__Written request__.
Reproduce the full listing below unchanged, apart from the pictures.

__Data shown__.
====

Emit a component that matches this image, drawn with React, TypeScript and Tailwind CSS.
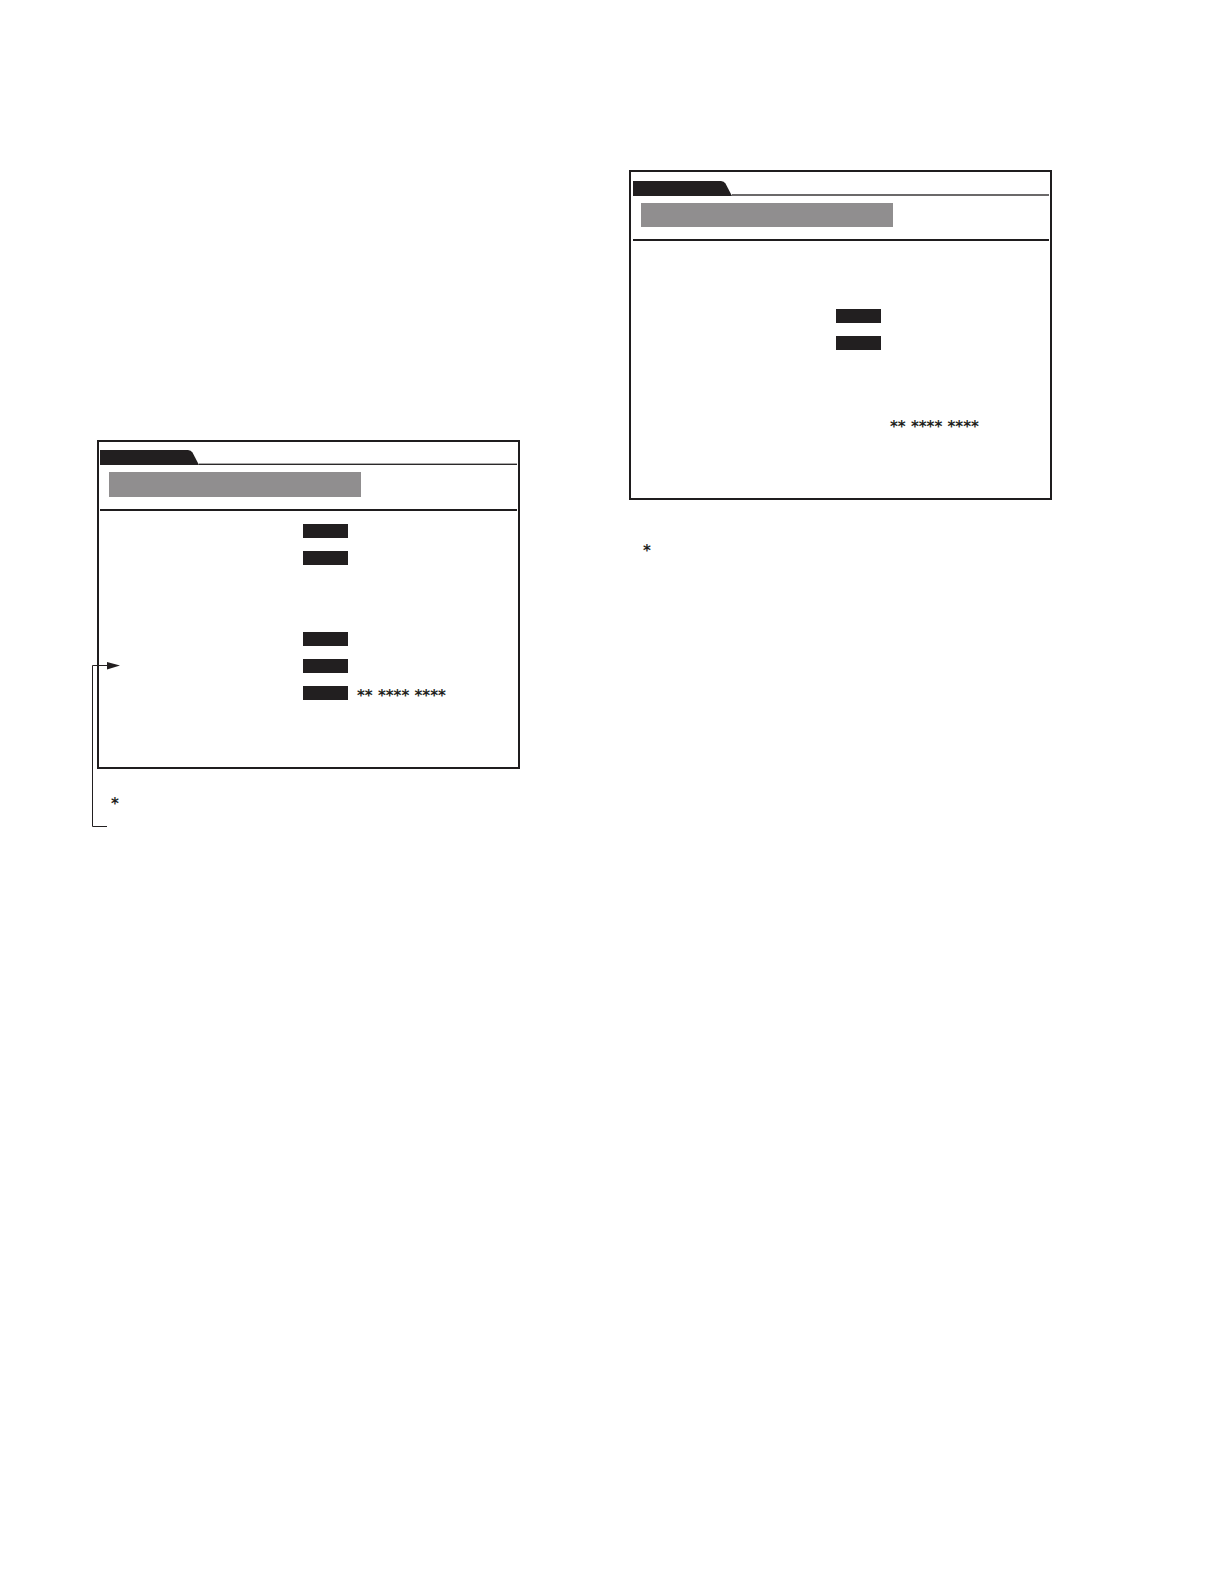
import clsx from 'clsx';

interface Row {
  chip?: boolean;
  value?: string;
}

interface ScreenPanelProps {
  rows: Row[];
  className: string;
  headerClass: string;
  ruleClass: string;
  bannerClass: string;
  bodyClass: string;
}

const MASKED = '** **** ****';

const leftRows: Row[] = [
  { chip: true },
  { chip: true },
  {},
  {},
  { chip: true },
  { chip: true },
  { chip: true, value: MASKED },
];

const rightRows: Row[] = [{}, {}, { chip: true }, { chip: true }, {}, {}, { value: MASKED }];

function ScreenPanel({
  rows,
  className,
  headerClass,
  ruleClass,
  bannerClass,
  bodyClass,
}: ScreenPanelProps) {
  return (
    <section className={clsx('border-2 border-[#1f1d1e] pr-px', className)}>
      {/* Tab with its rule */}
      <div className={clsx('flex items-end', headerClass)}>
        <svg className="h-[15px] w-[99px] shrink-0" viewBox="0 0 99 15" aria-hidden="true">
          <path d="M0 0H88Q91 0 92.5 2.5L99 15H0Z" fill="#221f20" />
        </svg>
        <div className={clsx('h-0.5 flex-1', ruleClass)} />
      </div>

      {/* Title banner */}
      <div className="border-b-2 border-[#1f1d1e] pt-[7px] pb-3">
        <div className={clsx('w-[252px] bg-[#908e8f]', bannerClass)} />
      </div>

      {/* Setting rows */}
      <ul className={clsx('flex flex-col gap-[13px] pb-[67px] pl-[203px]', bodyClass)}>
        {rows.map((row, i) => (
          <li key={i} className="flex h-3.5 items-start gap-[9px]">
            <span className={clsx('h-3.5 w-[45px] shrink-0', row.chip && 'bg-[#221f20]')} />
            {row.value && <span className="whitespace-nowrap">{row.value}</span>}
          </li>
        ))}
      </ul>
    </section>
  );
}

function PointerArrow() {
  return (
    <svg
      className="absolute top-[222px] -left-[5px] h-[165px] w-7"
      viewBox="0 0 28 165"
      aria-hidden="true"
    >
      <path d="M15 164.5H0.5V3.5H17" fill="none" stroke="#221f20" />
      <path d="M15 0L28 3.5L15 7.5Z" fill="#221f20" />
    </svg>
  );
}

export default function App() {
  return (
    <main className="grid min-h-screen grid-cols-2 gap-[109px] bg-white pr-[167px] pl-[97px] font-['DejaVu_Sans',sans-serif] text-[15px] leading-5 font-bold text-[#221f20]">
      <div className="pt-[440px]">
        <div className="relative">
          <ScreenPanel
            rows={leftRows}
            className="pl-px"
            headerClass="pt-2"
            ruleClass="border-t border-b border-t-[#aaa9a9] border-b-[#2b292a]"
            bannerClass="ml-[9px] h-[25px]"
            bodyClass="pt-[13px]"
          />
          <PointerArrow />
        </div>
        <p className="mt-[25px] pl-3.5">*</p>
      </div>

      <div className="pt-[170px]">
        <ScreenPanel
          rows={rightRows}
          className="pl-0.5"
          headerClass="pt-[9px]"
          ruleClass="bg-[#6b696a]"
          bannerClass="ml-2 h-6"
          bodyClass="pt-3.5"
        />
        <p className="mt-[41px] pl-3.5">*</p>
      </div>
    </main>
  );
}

====

__Result for this task__.
Emit a component that matches this image, drawn with React, TypeScript and Tailwind CSS.
import clsx from 'clsx';

interface Row {
  chip?: boolean;
  value?: string;
}

interface ScreenPanelProps {
  rows: Row[];
  className: string;
  headerClass: string;
  ruleClass: string;
  bannerClass: string;
  bodyClass: string;
}

const MASKED = '** **** ****';

const leftRows: Row[] = [
  { chip: true },
  { chip: true },
  {},
  {},
  { chip: true },
  { chip: true },
  { chip: true, value: MASKED },
];

const rightRows: Row[] = [{}, {}, { chip: true }, { chip: true }, {}, {}, { value: MASKED }];

function ScreenPanel({
  rows,
  className,
  headerClass,
  ruleClass,
  bannerClass,
  bodyClass,
}: ScreenPanelProps) {
  return (
    <section className={clsx('border-2 border-[#1f1d1e] pr-px', className)}>
      {/* Tab with its rule */}
      <div className={clsx('flex items-end', headerClass)}>
        <svg className="h-[15px] w-[99px] shrink-0" viewBox="0 0 99 15" aria-hidden="true">
          <path d="M0 0H88Q91 0 92.5 2.5L99 15H0Z" fill="#221f20" />
        </svg>
        <div className={clsx('h-0.5 flex-1', ruleClass)} />
      </div>

      {/* Title banner */}
      <div className="border-b-2 border-[#1f1d1e] pt-[7px] pb-3">
        <div className={clsx('w-[252px] bg-[#908e8f]', bannerClass)} />
      </div>

      {/* Setting rows */}
      <ul className={clsx('flex flex-col gap-[13px] pb-[67px] pl-[203px]', bodyClass)}>
        {rows.map((row, i) => (
          <li key={i} className="flex h-3.5 items-start gap-[9px]">
            <span className={clsx('h-3.5 w-[45px] shrink-0', row.chip && 'bg-[#221f20]')} />
            {row.value && <span className="whitespace-nowrap">{row.value}</span>}
          </li>
        ))}
      </ul>
    </section>
  );
}

function PointerArrow() {
  return (
    <svg
      className="absolute top-[222px] -left-[5px] h-[165px] w-7"
      viewBox="0 0 28 165"
      aria-hidden="true"
    >
      <path d="M15 164.5H0.5V3.5H17" fill="none" stroke="#221f20" />
      <path d="M15 0L28 3.5L15 7.5Z" fill="#221f20" />
    </svg>
  );
}

export default function App() {
  return (
    <main className="grid min-h-screen grid-cols-2 gap-[109px] bg-white pr-[167px] pl-[97px] font-['DejaVu_Sans',sans-serif] text-[15px] leading-5 font-bold text-[#221f20]">
      <div className="pt-[440px]">
        <div className="relative">
          <ScreenPanel
            rows={leftRows}
            className="pl-px"
            headerClass="pt-2"
            ruleClass="border-t border-b border-t-[#aaa9a9] border-b-[#2b292a]"
            bannerClass="ml-[9px] h-[25px]"
            bodyClass="pt-[13px]"
          />
          <PointerArrow />
        </div>
        <p className="mt-[25px] pl-3.5">*</p>
      </div>

      <div className="pt-[170px]">
        <ScreenPanel
          rows={rightRows}
          className="pl-0.5"
          headerClass="pt-[9px]"
          ruleClass="bg-[#6b696a]"
          bannerClass="ml-2 h-6"
          bodyClass="pt-3.5"
        />
        <p className="mt-[41px] pl-3.5">*</p>
      </div>
    </main>
  );
}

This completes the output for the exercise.